The overnight long-haul doesn't have to be a killer. Follow some simple steps to survive the red-eye flight.
The right seat
Window seats are best for catching some sleep, as there is something to lean against. You also don't risk being woken by a neighbor clambering past to get to the toilet.
Seats at the front of the plane are the quietest.
The worst seats are on the back row, as often they don't recline.
Some seats on exit rows also do not recline and here bags must be stowed in lockers which means you'll have to keep getting up to get at belongings.
To find the best seats, visit SeatGuru that weighs up the pros and cons of each seat on every commercial plane.

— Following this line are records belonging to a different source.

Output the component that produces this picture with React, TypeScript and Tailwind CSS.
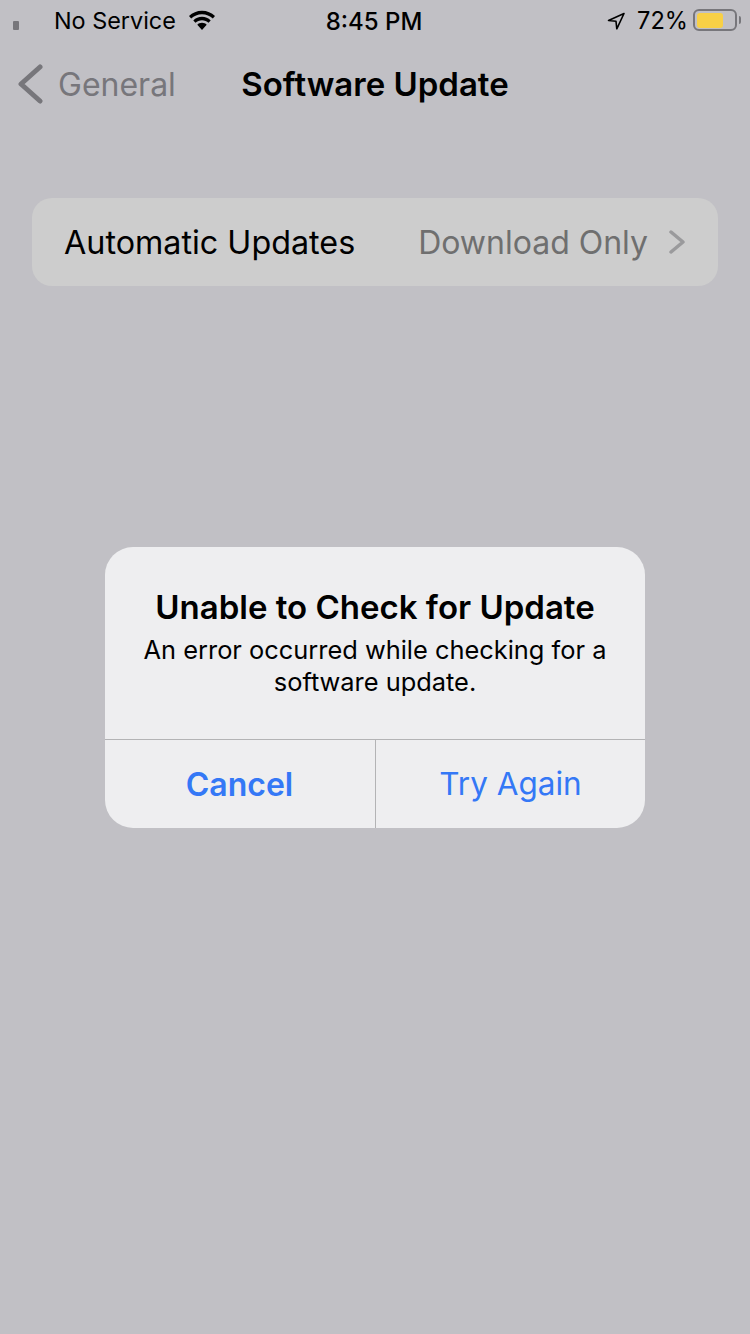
const StatusBar = () => (
  <div className="relative flex h-10 items-center text-[24px] leading-none text-black">
    <div className="ml-[13px] mt-[10px] h-[9px] w-[6px] rounded-[1px] bg-[#77767b]" />
    <span className="ml-[35px] mt-[2px] text-[23.4px]">No Service</span>
    <svg className="ml-[11px] mt-[1px]" width="30" height="22" viewBox="0 0 30 22" fill="#000">
      <path d="M15 4.2c4.2 0 8 1.6 10.8 4.3l2.2-2.4C24.6 2.8 20 .8 15 .8S5.4 2.8 2 6.1l2.2 2.4C7 5.800 10.800 4.200 15 4.200z" />
      <path d="M15 10.200c2.500 0 4.800 1 6.500 2.600l2.200-2.400C21.400 8.200 18.300 6.800 15 6.800s-6.400 1.400-8.700 3.600l2.200 2.400c1.700-1.600 4-2.600 6.500-2.600z" />
      <path d="M15 12.800c-1.900 0-3.500.7-4.700 1.900L15 20l4.700-5.300c-1.200-1.200-2.800-1.900-4.700-1.900z" />
    </svg>
    <span className="absolute left-0 right-[2px] top-[10px] text-center font-medium">8:45 PM</span>
    <div className="ml-auto mr-[9px] flex items-center">
      <svg className="mt-[2px]" width="20" height="20" viewBox="0 0 20 20" fill="none" stroke="#000" strokeWidth="1.600" strokeLinejoin="round">
        <path d="M18 2.500 2.500 9.500l7.500.8.800 7.500z" />
      </svg>
      <span className="ml-[11px] mt-[2px] text-[23.6px]">72%</span>
      <div className="ml-[5px] flex h-[22px] w-[44px] items-center rounded-[6px] border-2 border-[#77767b] p-[2px]">
        <div className="h-[15px] w-[26px] rounded-[3px] bg-[#f8d045]" />
      </div>
      <div className="ml-[2px] h-[8px] w-[2px] rounded-r-sm bg-[#77767b]" />
    </div>
  </div>
);

const NavBar = () => (
  <div className="relative flex h-[88px] items-center">
    <svg className="ml-[17px]" width="26" height="40" viewBox="0 0 26 40" fill="none" stroke="#77767b" strokeWidth="5" strokeLinecap="round" strokeLinejoin="round">
      <path d="M23 3 4 20l19 17" />
    </svg>
    <span className="ml-[15px] mt-[2px] text-[32px] leading-none text-[#77767b]">General</span>
    <span className="absolute left-0 right-0 top-[28px] text-center text-[33px] font-semibold leading-none text-black">Software Update</span>
  </div>
);

const AlertDialog = () => (
  <div className="absolute inset-0 flex items-start justify-center pt-[547px]">
    <div className="h-[281px] w-[540px] overflow-hidden rounded-[28px] bg-[#eeeef0] text-center">
      <div className="flex h-[192px] flex-col items-center">
        <h2 className="mt-[44px] text-[33px] font-semibold leading-none text-black">Unable to Check for Update</h2>
        <p className="mt-[10px] text-[25.4px] leading-[32px] text-black">
          An error occurred while checking for a
          <br />
          software update.
        </p>
      </div>
      <div className="flex h-[89px] border-t border-[#b3b3b5] leading-none text-[#3478f6]">
        <button className="flex w-[271px] items-center justify-center border-r border-[#b3b3b5] pr-[1px] pt-[1px] text-[32px] font-semibold">Cancel</button>
        <button className="flex flex-1 items-center justify-center text-[31.500px]">Try Again</button>
      </div>
    </div>
  </div>
);

const App = () => {
  return (
    <div className="relative h-[1334px] w-[750px] overflow-hidden bg-[#c1c0c5] font-['Inter',sans-serif]">
      <StatusBar />
      <NavBar />
      <div className="ml-8 mt-[70px] flex h-[88px] w-[686px] items-center rounded-[20px] bg-[#cdcdcd] pl-[32px] pr-[33px] text-[32px] leading-none">
        <span className="mt-[2px] text-[32.300px] text-black">Automatic Updates</span>
        <span className="ml-auto mt-[2px] text-[#6f6f6f]">Download Only</span>
        <svg className="ml-[21px]" width="16" height="24" viewBox="0 0 16 24" fill="none" stroke="#9a9a9c" strokeWidth="3.500" strokeLinecap="round" strokeLinejoin="round">
          <path d="m2 2 12 10L2 22" />
        </svg>
      </div>
      <AlertDialog />
    </div>
  );
};

export default App;
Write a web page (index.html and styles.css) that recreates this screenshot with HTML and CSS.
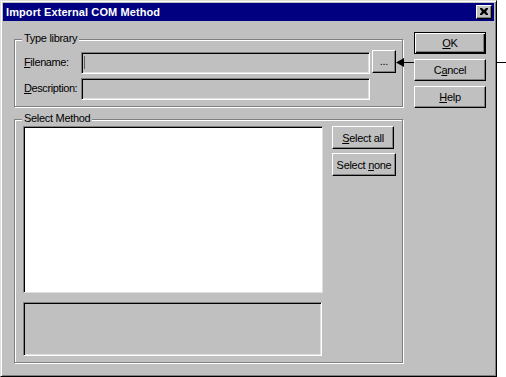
FILE: index.html
```html
<!DOCTYPE html>
<html>
<head>
<meta charset="utf-8">
<link rel="stylesheet" href="styles.css">
</head>
<body>
<div class="dialog">
  <div class="titlebar">
    <span class="title">Import External COM Method</span>
    <span class="close-btn"><svg width="8" height="7" viewBox="0 0 8 7"><path d="M0 0h2l2 2 2-2h2v1L6 3.5 8 6v1H6L4 5 2 7H0V6l2-2.5L0 1z" fill="#000"/></svg></span>
  </div>
  <div class="body">
    <div class="main">
      <div class="group group-type">
        <span class="legend">Type library</span>
        <div class="type-grid">
          <span class="lbl"><u>F</u>ilename:</span>
          <div class="field"><span class="caret"></span></div>
          <button class="btn btn-browse">...</button>
          <span class="lbl"><u>D</u>escription:</span>
          <div class="field"></div>
        </div>
      </div>
      <div class="group group-method">
        <span class="legend">Select Method</span>
        <div class="method-row">
          <div class="method-left">
            <div class="listbox"></div>
            <div class="infobox"></div>
          </div>
          <div class="method-buttons">
            <button class="btn btn-selall"><u>S</u>elect all</button>
            <button class="btn btn-selnone">Select <u>n</u>one</button>
          </div>
        </div>
      </div>
    </div>
    <div class="side">
      <button class="btn btn-side btn-default"><u>O</u>K</button>
      <button class="btn btn-side">C<u>a</u>ncel</button>
      <button class="btn btn-side"><u>H</u>elp</button>
    </div>
  </div>
</div>
<svg class="callout" width="110" height="13" viewBox="0 0 110 13">
  <polygon points="0,6.5 8,2 8,11" fill="#000"/>
  <rect x="8" y="6" width="10" height="1" fill="#000"/>
  <rect x="101" y="6" width="9" height="1" fill="#000"/>
</svg>
</body>
</html>
```
FILE: styles.css
```css
* { box-sizing: border-box; }
html, body { margin: 0; padding: 0; background: #fff; }
body {
  font-family: "Liberation Sans", Arial, sans-serif;
  font-size: 11px;
  color: #000;
  position: relative;
  width: 506px;
  height: 377px;
  overflow: hidden;
}
.dialog {
  width: 497px;
  height: 377px;
  background: #c0c0c0;
  border: 1px solid;
  border-color: #dfdfdf #000 #000 #dfdfdf;
  box-shadow: inset 1px 1px 0 #fff, inset -1px -1px 0 #808080;
  padding: 2px;
}
.titlebar {
  height: 18px;
  background: #000080;
  display: flex;
  align-items: center;
  justify-content: space-between;
  padding: 0 2px 0 3px;
}
.title {
  color: #fff;
  font-weight: bold;
  font-size: 11px;
  letter-spacing: 0.1px;
}
.close-btn {
  width: 16px;
  height: 14px;
  background: #c0c0c0;
  border: 1px solid;
  border-color: #fff #000 #000 #fff;
  box-shadow: inset -1px -1px 0 #808080;
  display: flex;
  align-items: center;
  justify-content: center;
  padding: 0 1px 1px 0;
}
.close-btn svg { display: block; }
.body {
  display: flex;
  padding: 11px 0 0 11px;
  gap: 11px;
}
.main {
  width: 389px;
  padding-top: 7px;
}
.group {
  position: relative;
  border: 1px solid #808080;
  box-shadow: 1px 1px 0 #fff, inset 1px 1px 0 #fff;
}
.legend {
  position: absolute;
  left: 7px;
  top: -8px;
  background: #c0c0c0;
  padding: 0 2px;
  line-height: 13px;
  letter-spacing: -0.3px;
}
.group-type {
  height: 68px;
  padding: 12px 0 0 9px;
}
.type-grid {
  display: grid;
  grid-template-columns: 55px 289px 24px;
  grid-template-rows: 22px 22px;
  column-gap: 2px;
  row-gap: 4px;
}
.lbl {
  line-height: 20px;
  letter-spacing: -0.4px;
  white-space: nowrap;
}
.field {
  position: relative;
  background: #c0c0c0;
  border: 1px solid;
  border-color: #808080 #fff #fff #808080;
  box-shadow: inset 1px 1px 0 #000, inset -1px -1px 0 #dfdfdf;
}
.caret {
  position: absolute;
  left: 2px;
  top: 3px;
  width: 1px;
  height: 13px;
  background: #606060;
}
.btn {
  font-family: "Liberation Sans", Arial, sans-serif;
  font-size: 11px;
  color: #000;
  background: #c0c0c0;
  border: 1px solid;
  border-color: #fff #000 #000 #fff;
  box-shadow: inset -1px -1px 0 #808080;
  padding: 0;
  margin: 0;
  letter-spacing: -0.3px;
  cursor: default;
}
.btn-browse {
  height: 23px;
  margin-top: -2px;
  line-height: 18px;
  padding-bottom: 2px;
}
.group-method {
  margin-top: 12px;
  height: 244px;
  padding: 6px 0 0 8px;
}
.method-row {
  display: flex;
  gap: 9px;
}
.method-left {
  display: flex;
  flex-direction: column;
  gap: 9px;
}
.listbox {
  width: 300px;
  height: 167px;
  background: #fff;
  border: 1px solid;
  border-color: #808080 #dfdfdf #dfdfdf #808080;
  box-shadow: inset 1px 1px 0 #000;
}
.infobox {
  width: 299px;
  height: 54px;
  background: #c0c0c0;
  border: 1px solid;
  border-color: #808080 #fff #fff #808080;
  box-shadow: inset 1px 1px 0 #000, inset -1px -1px 0 #dfdfdf;
}
.method-buttons {
  display: flex;
  flex-direction: column;
  align-items: flex-start;
  gap: 4px;
}
.btn-selall { width: 62px; height: 23px; }
.btn-selnone { width: 64px; height: 23px; }
.side {
  display: flex;
  flex-direction: column;
  gap: 4px;
  width: 72px;
}
.btn-side {
  width: 72px;
  height: 22px;
}
.side .btn-side + .btn-side { margin-top: 1px; }
.btn-default {
  border: 1px solid #000;
  box-shadow: inset 1px 1px 0 #fff, inset -1px -1px 0 #000, inset -2px -2px 0 #808080;
}
.callout {
  position: absolute;
  left: 396px;
  top: 56px;
  display: block;
}
```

Sleep-inducing goodies to pack in the carry-on bag include ear plugs, comfy socks, and noise-canceling ear phones.
Travel pillows may be awkward to carry, but they are proven at improving sleep by supporting the head.
An eye mask can also minimize interference from a neighbor's light and video screen.
Try to resist the urge to nap. The idea is to acclimatize to the new time zone as quickly as possible. So if you arrive in the morning, try to push through to bed time.
But don't over-do it the day after. A big night out is not the best idea, but early morning meetings could help you hit the ground running.
Skip coffee in the airport and especially when the trolley comes round during the flight.
If you're on a transatlantic red-eye, wait an hour or two before having breakfast on arrival in London. After all, it may be 7 am in London but it's still the middle of the night in New York.